The wider availability of molecular diagnosis techniques has allowed the detection of more than one virus in single test. The importance of viral co-infections in the pathogenesis of ALRI is unclear; furthermore, there is paucity of data from India on the possible impact of age on viral co-infection prevalence. The current study suggests presence of more than one virus in paediatric patients admitted to hospital with ALRI is frequent and is frequently observed after first year of age. These findings were similar to previously reported studies using multiplex PCR for diagnosis [9,16,17]. The clinical significance of these co-infection observed in this study (shown in [Table/Fig-6b]), was that higher percentage of children with mixed infections had severe and very severe ALRI in children above 1 year age. These findings supported the study of Wang H et al., which had explained that this co-infection might lead to more severe disease [4]. This study gives the brief idea that although RSV tends to cause severe illness but other respiratory virus co-infections can aggravate the illness.

One of the major limitations of the study that there was lack of correlations of clinical outcome with the viral aetiologies. The quantification of viral aetiology could have given us idea about the the quantity of virus with the severity of disease.

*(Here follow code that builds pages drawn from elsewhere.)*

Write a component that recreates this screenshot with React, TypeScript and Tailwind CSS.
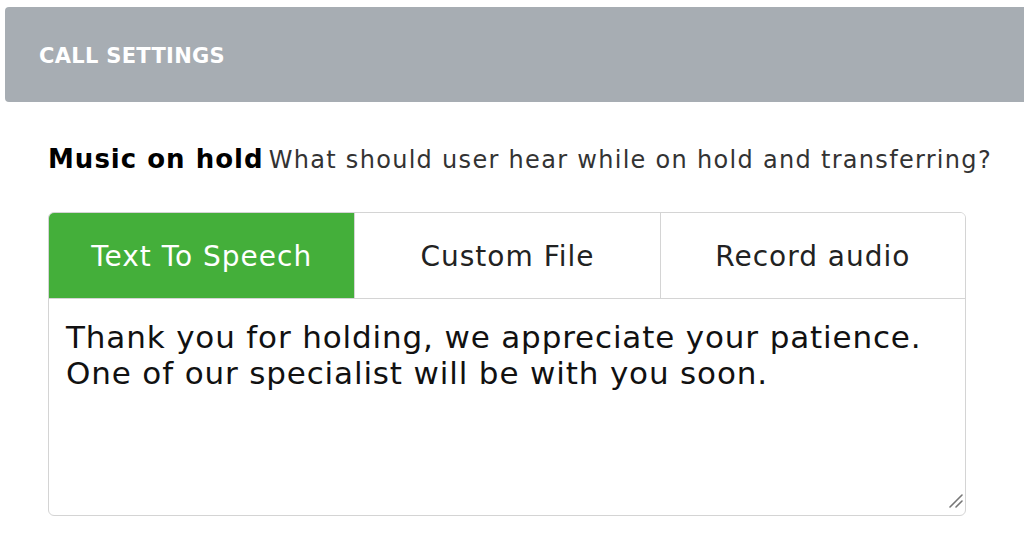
import { useEffect, useRef, useState } from "react";

const tabs = ["Text To Speech", "Custom File", "Record audio"];

function App() {
  const [active, setActive] = useState(0);
  const [text, setText] = useState(
    "Thank you for holding, we appreciate your patience.\nOne of our specialist will be with you soon."
  );
  const areaRef = useRef<HTMLTextAreaElement>(null);

  useEffect(() => {
    const el = areaRef.current;
    if (el) {
      el.focus();
      el.setSelectionRange(el.value.length, el.value.length);
    }
  }, []);

  return (
    <div className="h-[547px] w-full overflow-hidden bg-white font-['DejaVu_Sans',sans-serif]">
      <div className="ml-[5px] mt-[7px] flex h-[95px] items-center rounded-l-[4px] bg-[#a7adb3] pl-[34px] pt-[4px]">
        <h1 className="text-[21px] font-bold tracking-[0.3px] text-white">CALL SETTINGS</h1>
      </div>

      <div className="pl-[48px] pr-[58px]">
        <p className="mt-[42px] whitespace-nowrap leading-[30px]">
          <span className="text-[26px] font-bold tracking-[1px] text-black">Music on hold</span>{" "}
          <span className="text-[24px] tracking-[1.3px] text-[#333]">
            What should user hear while on hold and transferring?
          </span>
        </p>

        <div className="relative mt-[34px] flex h-[304px] flex-col overflow-hidden rounded-[6px] border border-[#d4d4d4]">
          <div className="grid h-[86px] shrink-0 grid-cols-3 border-b border-[#d4d4d4]">
            {tabs.map((t, i) => (
              <button
                key={t}
                onClick={() => setActive(i)}
                className={
                  i === active
                    ? "flex items-center justify-center bg-[#44af3a] pt-[3px] text-[28px] tracking-[1px] text-white"
                    : "flex items-center justify-center border-l border-[#d4d4d4] bg-white pt-[3px] text-[28px] tracking-[1px] text-[#222]"
                }
              >
                {t}
              </button>
            ))}
          </div>
          <textarea
            ref={areaRef}
            value={text}
            onChange={(e) => setText(e.target.value)}
            className="flex-1 resize-none px-[17px] pt-[20px] text-[31px] leading-[36px] tracking-[0.85px] text-[#111] caret-[#111] outline-none"
          />
          <svg
            className="pointer-events-none absolute bottom-[7px] right-[2px]"
            width="14"
            height="14"
            viewBox="0 0 14 14"
          >
            <path d="M1 13 L13 1 M7 13 L13 7" stroke="#777" strokeWidth="1.6" strokeLinecap="round" />
          </svg>
        </div>
      </div>
    </div>
  );
}

export default App;
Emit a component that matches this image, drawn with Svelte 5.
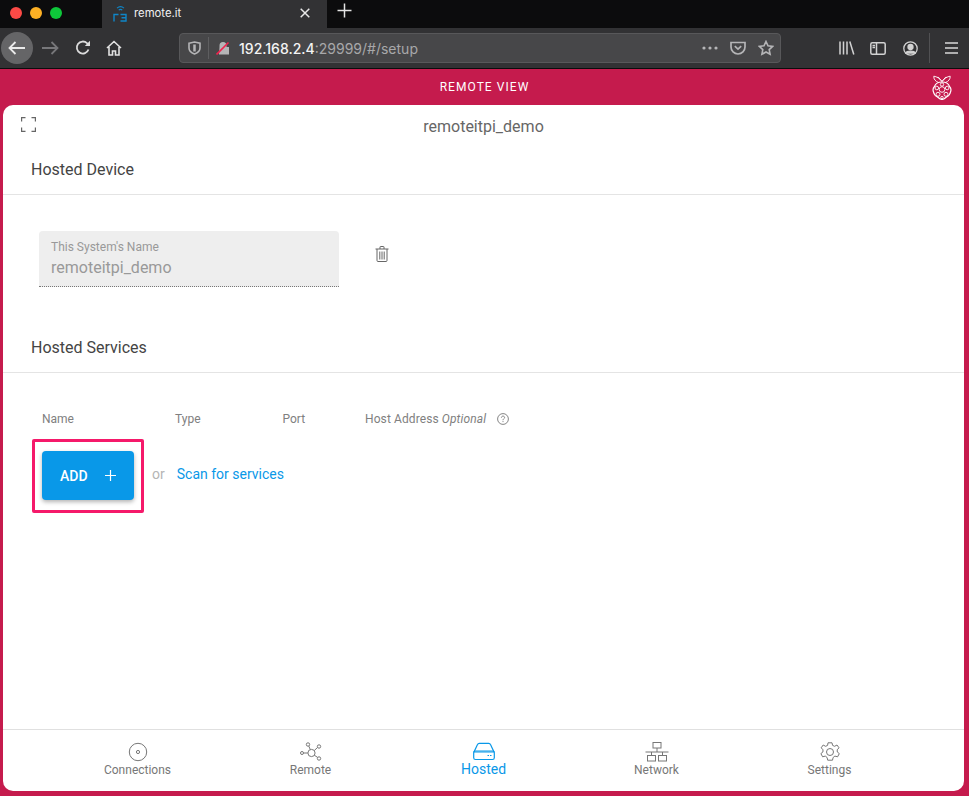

There is no doubt that the wide availability of multiplex PCR for viral diagnosis has improved the understanding of burden and clinical presentation of various viruses in ALRI especially in children. The identification of virus/viruses makes the treatment more precise and effective, thereby, contribute to shorter hospital stay, less use of empirical antibiotics, lesser nosocomial infection, and reduces emergence of resistant bugs. However, the utility of these expensive test in clinical practice and their impact on antibiotic prescribing rates remains to be investigated further as data is limited. But this test plays significat role in preventing severity of illness especially in scenerio of outbreaks like H1NI or RSV.